:: Data block

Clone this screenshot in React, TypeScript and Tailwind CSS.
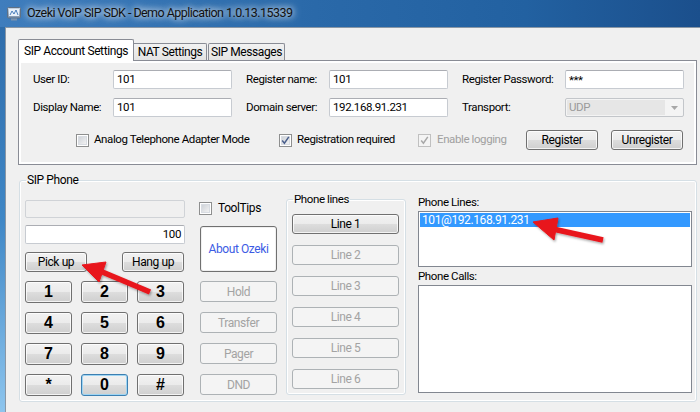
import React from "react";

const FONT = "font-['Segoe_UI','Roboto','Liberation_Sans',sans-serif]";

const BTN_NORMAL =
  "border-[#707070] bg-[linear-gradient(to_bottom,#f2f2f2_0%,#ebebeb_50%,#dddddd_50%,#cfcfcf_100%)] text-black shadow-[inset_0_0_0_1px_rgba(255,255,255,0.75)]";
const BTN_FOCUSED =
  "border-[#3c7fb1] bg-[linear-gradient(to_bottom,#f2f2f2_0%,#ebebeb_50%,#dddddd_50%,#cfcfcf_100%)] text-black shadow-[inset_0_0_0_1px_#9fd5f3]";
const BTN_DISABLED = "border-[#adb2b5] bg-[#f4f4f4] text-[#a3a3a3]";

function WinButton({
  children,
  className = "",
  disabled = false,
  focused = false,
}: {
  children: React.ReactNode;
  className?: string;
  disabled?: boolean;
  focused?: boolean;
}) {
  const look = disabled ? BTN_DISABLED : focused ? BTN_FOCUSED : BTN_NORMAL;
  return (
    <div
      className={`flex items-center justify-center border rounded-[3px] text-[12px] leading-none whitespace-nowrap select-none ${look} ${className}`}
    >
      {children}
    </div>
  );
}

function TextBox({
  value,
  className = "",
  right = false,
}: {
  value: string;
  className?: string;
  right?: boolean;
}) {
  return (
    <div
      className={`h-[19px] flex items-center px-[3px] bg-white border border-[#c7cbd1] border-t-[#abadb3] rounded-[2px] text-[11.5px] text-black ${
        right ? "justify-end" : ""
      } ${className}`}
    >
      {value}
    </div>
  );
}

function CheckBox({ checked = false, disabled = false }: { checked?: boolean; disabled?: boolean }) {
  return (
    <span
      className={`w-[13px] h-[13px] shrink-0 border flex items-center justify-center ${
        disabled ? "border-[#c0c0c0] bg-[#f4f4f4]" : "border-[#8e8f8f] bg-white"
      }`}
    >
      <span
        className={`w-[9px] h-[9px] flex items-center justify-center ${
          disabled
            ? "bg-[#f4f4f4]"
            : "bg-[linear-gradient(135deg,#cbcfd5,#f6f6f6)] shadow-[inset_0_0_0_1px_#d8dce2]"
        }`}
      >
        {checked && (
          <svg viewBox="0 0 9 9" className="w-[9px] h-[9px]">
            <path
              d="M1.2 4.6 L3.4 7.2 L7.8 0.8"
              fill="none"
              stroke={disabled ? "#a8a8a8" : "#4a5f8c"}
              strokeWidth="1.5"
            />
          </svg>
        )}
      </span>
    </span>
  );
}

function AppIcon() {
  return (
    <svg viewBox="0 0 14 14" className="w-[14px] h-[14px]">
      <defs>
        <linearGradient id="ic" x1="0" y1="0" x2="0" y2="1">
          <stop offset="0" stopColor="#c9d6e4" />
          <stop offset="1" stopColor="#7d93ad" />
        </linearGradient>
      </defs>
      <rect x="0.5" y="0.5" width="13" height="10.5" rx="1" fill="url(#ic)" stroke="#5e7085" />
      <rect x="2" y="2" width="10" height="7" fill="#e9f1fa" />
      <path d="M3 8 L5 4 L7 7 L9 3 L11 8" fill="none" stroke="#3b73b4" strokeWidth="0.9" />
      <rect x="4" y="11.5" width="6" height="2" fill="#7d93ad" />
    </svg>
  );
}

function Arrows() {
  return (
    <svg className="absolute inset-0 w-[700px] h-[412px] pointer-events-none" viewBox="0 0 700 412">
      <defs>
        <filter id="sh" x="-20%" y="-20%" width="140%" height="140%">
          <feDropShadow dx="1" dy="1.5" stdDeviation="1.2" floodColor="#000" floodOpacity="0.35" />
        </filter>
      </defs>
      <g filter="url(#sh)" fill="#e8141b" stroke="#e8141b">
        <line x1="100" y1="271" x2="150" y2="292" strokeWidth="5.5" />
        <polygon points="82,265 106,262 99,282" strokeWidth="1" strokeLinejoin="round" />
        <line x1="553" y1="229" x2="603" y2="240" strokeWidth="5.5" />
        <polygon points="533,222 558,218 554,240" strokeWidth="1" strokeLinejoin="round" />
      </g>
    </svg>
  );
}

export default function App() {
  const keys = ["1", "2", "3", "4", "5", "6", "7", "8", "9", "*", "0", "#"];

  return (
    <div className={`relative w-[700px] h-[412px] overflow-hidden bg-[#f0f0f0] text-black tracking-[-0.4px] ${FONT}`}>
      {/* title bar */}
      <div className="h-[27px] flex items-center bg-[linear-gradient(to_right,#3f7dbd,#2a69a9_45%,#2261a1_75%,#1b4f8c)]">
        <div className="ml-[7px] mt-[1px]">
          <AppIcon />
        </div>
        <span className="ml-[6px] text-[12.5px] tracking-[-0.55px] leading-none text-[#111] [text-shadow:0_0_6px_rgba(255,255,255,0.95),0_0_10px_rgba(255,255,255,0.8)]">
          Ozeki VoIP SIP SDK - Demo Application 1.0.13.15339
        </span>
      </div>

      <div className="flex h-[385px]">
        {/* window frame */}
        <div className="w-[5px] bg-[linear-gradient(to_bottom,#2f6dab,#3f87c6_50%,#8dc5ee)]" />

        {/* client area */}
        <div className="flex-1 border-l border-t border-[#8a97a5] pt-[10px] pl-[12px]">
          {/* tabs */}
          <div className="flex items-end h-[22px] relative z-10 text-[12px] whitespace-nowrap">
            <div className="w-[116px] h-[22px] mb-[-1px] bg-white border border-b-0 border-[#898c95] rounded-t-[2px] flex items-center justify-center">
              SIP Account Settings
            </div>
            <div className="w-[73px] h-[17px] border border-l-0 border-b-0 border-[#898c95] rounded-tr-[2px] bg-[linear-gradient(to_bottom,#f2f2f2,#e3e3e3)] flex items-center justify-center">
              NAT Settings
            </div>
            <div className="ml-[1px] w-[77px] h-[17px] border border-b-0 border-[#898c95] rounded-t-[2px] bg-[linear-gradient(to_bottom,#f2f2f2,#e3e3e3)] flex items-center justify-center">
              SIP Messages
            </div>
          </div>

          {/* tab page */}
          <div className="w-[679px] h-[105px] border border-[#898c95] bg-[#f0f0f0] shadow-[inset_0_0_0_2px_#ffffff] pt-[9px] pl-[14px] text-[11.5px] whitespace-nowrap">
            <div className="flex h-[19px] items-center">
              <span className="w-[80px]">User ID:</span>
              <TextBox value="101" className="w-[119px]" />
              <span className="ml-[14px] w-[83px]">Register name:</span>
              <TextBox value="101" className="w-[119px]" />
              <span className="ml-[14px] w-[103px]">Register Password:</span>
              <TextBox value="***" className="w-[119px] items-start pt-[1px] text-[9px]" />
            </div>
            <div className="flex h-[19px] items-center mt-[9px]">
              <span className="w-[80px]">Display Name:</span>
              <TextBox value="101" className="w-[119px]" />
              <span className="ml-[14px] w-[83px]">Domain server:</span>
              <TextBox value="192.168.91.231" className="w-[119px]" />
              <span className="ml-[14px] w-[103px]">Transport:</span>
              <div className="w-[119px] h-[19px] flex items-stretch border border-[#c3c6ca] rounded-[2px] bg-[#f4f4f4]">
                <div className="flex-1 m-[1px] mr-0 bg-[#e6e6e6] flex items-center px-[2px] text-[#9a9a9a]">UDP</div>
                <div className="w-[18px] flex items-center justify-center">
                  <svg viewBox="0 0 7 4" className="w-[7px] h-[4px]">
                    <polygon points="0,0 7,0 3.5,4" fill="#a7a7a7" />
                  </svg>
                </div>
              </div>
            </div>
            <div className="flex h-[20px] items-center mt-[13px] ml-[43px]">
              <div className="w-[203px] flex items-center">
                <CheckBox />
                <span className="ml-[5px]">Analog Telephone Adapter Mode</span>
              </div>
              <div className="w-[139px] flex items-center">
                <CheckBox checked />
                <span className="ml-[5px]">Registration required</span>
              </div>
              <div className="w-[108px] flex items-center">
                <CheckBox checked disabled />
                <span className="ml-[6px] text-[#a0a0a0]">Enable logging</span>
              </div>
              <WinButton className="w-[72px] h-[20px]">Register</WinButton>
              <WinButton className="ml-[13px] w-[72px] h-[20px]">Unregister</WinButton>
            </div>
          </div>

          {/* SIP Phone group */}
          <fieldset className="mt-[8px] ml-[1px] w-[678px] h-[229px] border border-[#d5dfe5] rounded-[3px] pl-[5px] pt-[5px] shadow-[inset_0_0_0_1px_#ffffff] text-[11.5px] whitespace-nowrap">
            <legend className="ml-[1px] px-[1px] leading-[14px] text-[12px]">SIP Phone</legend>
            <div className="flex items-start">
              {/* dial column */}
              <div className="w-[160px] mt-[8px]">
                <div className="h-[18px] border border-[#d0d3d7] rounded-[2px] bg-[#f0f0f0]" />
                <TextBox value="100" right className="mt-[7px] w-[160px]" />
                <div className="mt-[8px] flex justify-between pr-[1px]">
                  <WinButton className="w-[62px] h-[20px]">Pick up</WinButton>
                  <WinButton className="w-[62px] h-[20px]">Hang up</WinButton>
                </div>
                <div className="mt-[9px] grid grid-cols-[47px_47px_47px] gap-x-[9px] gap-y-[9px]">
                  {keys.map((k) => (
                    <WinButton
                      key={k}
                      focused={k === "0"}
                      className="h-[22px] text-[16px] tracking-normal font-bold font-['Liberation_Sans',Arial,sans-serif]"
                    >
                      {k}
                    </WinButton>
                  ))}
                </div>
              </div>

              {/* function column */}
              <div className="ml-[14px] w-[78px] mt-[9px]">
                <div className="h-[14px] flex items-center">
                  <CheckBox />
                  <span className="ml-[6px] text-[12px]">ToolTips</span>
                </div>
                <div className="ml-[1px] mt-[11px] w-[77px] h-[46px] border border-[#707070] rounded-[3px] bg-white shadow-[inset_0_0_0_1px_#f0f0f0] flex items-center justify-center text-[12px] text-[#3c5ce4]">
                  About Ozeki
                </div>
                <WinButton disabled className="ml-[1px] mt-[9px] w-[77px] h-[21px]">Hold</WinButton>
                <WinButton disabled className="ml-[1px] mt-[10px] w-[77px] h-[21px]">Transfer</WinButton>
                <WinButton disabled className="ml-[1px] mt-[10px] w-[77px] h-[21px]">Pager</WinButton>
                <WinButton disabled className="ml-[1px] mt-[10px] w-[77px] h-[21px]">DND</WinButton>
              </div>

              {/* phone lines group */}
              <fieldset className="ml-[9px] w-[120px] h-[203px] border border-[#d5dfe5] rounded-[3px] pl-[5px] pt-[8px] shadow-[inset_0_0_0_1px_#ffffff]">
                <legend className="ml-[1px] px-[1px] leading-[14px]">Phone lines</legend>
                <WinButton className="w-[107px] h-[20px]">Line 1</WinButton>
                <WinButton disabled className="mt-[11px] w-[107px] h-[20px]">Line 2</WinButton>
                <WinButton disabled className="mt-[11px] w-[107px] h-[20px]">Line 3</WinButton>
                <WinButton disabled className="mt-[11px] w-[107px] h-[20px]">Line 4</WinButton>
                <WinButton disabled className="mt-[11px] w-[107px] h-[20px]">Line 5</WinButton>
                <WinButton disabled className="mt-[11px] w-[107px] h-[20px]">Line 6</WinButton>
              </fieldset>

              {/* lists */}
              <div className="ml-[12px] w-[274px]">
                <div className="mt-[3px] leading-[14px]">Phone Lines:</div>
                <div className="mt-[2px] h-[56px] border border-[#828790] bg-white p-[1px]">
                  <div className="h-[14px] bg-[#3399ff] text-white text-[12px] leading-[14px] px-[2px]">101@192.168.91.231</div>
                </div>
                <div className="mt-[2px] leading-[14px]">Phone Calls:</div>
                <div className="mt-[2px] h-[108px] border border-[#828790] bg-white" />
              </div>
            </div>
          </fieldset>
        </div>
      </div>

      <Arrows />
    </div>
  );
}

::::

**Objective**:
Give the count of lines holding the word "React" and nothing more.

**Result for this exercise**:
3